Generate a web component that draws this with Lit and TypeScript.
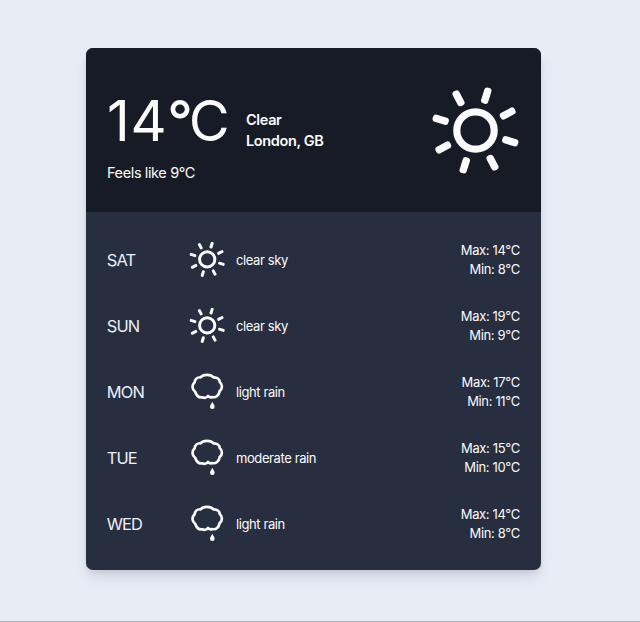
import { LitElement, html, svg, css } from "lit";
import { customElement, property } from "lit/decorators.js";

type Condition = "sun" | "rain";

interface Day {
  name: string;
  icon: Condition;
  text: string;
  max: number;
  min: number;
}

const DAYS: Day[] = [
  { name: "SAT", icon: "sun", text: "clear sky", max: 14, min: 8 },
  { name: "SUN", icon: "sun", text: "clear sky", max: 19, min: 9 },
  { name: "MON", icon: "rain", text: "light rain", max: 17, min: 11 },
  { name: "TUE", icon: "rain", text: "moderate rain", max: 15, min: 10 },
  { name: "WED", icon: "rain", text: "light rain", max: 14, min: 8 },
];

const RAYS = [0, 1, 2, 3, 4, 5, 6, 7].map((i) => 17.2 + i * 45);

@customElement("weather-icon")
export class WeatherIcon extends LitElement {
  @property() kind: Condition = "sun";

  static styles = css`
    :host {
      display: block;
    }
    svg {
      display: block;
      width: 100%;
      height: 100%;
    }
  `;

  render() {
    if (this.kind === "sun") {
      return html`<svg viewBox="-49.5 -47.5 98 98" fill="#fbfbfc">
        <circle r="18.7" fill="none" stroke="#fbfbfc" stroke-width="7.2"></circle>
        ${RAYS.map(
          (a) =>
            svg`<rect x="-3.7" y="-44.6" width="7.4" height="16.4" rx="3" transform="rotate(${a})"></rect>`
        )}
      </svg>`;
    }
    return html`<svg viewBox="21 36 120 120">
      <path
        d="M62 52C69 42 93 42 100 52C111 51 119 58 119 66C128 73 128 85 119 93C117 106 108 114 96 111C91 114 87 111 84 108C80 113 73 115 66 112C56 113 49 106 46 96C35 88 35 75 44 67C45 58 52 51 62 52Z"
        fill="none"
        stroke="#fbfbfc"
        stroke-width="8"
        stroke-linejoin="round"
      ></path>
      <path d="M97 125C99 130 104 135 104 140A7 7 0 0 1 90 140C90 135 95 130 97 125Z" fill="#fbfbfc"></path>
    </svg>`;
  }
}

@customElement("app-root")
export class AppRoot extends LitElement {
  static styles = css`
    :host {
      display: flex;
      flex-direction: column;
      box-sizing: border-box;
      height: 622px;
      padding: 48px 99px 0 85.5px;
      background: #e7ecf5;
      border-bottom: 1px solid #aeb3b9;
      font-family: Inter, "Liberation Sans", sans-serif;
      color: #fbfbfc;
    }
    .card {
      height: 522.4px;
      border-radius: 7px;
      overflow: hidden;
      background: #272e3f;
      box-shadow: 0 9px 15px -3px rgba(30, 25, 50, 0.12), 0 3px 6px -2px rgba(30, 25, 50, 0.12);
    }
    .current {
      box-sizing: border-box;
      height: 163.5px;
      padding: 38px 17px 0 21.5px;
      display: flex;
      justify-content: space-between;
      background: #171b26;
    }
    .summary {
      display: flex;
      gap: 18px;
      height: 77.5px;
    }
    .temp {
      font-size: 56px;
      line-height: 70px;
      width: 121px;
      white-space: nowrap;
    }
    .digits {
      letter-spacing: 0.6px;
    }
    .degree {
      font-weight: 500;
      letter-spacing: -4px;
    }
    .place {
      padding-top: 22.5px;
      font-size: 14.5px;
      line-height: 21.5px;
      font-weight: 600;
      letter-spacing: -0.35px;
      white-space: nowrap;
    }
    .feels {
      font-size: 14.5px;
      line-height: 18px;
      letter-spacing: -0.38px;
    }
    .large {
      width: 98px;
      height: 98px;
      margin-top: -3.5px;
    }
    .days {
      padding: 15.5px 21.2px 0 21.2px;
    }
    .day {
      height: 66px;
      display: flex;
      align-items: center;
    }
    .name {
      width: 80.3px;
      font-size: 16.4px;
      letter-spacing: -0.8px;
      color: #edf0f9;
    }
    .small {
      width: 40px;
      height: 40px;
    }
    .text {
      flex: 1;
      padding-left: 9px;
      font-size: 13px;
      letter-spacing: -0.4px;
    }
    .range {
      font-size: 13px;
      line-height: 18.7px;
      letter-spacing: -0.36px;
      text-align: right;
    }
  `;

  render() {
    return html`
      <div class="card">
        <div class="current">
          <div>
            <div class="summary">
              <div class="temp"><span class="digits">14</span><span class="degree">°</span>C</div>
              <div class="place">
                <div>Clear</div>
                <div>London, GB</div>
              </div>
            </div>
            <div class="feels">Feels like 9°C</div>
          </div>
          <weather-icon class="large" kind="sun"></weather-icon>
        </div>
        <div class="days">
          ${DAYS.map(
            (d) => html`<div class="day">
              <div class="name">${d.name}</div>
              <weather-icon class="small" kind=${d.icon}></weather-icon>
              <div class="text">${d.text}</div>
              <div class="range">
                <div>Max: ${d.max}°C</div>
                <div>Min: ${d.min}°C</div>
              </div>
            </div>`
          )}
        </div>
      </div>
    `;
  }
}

▶ **Written exercise**: Of the lines in the listing above, how many hold the string "this"? Reply with the number only.

▶ **Answer to the task**: 2